SVIM-ASM github https://github.com/eldariont/svim-asm

The versions that I am using are svimmer/20211209 and graphtyper/2.7.3

When I try to get the (merged) UNION of SVs via svimmer I get this error.

Traceback (most recent call last):
  File "/tools/eb/software/Python/3.8.6-GCCcore-10.2.0/lib/python3.8/multiprocessing/pool.py", line 125, in worker
    result = (True, func(*args, **kwds))
  File "/tools/eb/software/Python/3.8.6-GCCcore-10.2.0/lib/python3.8/multiprocessing/pool.py", line 51, in starmapstar
    return list(itertools.starmap(args[0], args[1]))
  File "/tools/eb/software/svimmer/20211209-GCC-10.2.0/svimmer", line 82, in append_svs_from_vcf
    svs.append(SV(record, check_type=not args.ignore_types, join_mode=args.join_mode, output_ids=args.ids))
  File "/tools/eb/software/svimmer/20211209-GCC-10.2.0/sv.py", line 75, in __init__
    assert False
AssertionError

https://github.com/DecodeGenetics/svimmer/blob/f2d78b2f0e45100f507343a05cf7a65008b2ed9b/sv.py#L75

This is caused by svimmer not recognizing the DUP:TANDEM and DUP:INT types that SVIM-ASM outputs. https://github.com/DecodeGenetics/svimmer/blob/f2d78b2f0e45100f507343a05cf7a65008b2ed9b/sv.py#L41

I can use the svimmer argument --ignore-types to get svimmer to work.
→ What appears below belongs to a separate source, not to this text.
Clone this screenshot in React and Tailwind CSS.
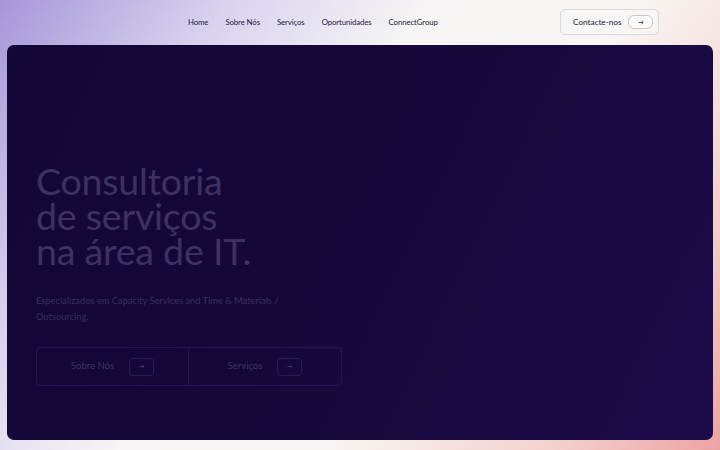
import React from "react";

const navLinks = ["Home", "Sobre Nós", "Serviços", "Oportunidades", "ConnectGroup"];

function Arrow() {
	return (
		<svg width="6" height="5" viewBox="0 0 7 5" fill="none" stroke="currentColor" strokeWidth="0.9">
			<path d="M0.5 2.5h5.5M4 0.7l2 1.8-2 1.8" />
		</svg>
	);
}

export default function App() {
	return (
		<div
			className="w-[720px] h-[450px] overflow-hidden flex flex-col bg-[linear-gradient(125deg,#a696d8_0%,#d9d2ee_22%,#f7f5f5_42%,#f8f5f2_62%,#f3d0cc_84%,#eda2a2_100%)]"
			style={{ fontFamily: "Lato, 'Noto Sans', sans-serif" }}
		>
			{/* Barre de navigation */}
			<header className="h-[45px] flex items-center relative">
				<nav className="flex items-center gap-[17px] ml-[188px] text-[7.8px] tracking-[-0.1px] text-[#1e1848]">
					{navLinks.map((link) => (
						<a key={link} href="#" className="leading-none">
							{link}
						</a>
					))}
				</nav>
				<div className="ml-auto mr-[61px] mb-[1px] w-[99px] h-[26px] rounded-[5px] border border-[#dcdad8] bg-[#f7f6f4] flex items-center pl-[12px] pr-[5px]">
					<span className="text-[8.2px] text-[#1e1848]">Contacte-nos</span>
					<span className="ml-auto w-[25px] h-[14px] rounded-[6px] border border-[#c9c7c6] bg-[#fbfaf9] flex items-center justify-center text-[#2a2450]">
						<Arrow />
					</span>
				</div>
			</header>

			{/* Bloc principal */}
			<main className="mx-[7px] h-[395px] rounded-[7px] bg-[linear-gradient(115deg,#130737_0%,#150839_45%,#1a0a42_75%,#1d0b48_100%)] pl-[29px] pt-[118px]">
				<h1 className="text-[37.5px] leading-[35px] text-[#3d3162] tracking-[-0.2px]">
					Consultoria
					<br />
					de serviços
					<br />
					na área de IT.
				</h1>
				<p className="mt-[25px] text-[9.3px] leading-[16px] text-[#3a2e5f] w-[260px]">
					Especializados em Capacity Services and Time &amp; Materials / Outsourcing.
				</p>
				<div className="mt-[22px] w-[306px] h-[39px] rounded-[4px] border border-[#241454] grid grid-cols-2">
					<div className="flex items-center justify-center gap-[15px] border-r border-[#241454]">
						<span className="text-[9.5px] text-[#3d3264]">Sobre Nós</span>
						<span className="w-[25px] h-[18px] rounded-[4px] border border-[#2a1a5c] flex items-center justify-center text-[#4a3f70]">
							<Arrow />
						</span>
					</div>
					<div className="flex items-center justify-center gap-[15px]">
						<span className="text-[9.5px] text-[#3d3264]">Serviços</span>
						<span className="w-[25px] h-[18px] rounded-[4px] border border-[#2a1a5c] flex items-center justify-center text-[#4a3f70]">
							<Arrow />
						</span>
					</div>
				</div>
			</main>
		</div>
	);
}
But then graphtyper complains about Unknown SV type and I guess also drops the SVs of unknown type??

<warning> constructor.cpp:106 Unknown SV type DUP:TANDEM
<warning> constructor.cpp:106 Unknown SV type DUP:TANDEM

Would it be possible to add a mapping for DUP:TANDEM and DUP:INT in the main branch of the svimmer code here? https://github.com/DecodeGenetics/svimmer/blob/f2d78b2f0e45100f507343a05cf7a65008b2ed9b/sv.py#L41

Then the the combination of SVIM-ASM and svimmer/graphtyper would work for me and others with the same use case/combination of tools.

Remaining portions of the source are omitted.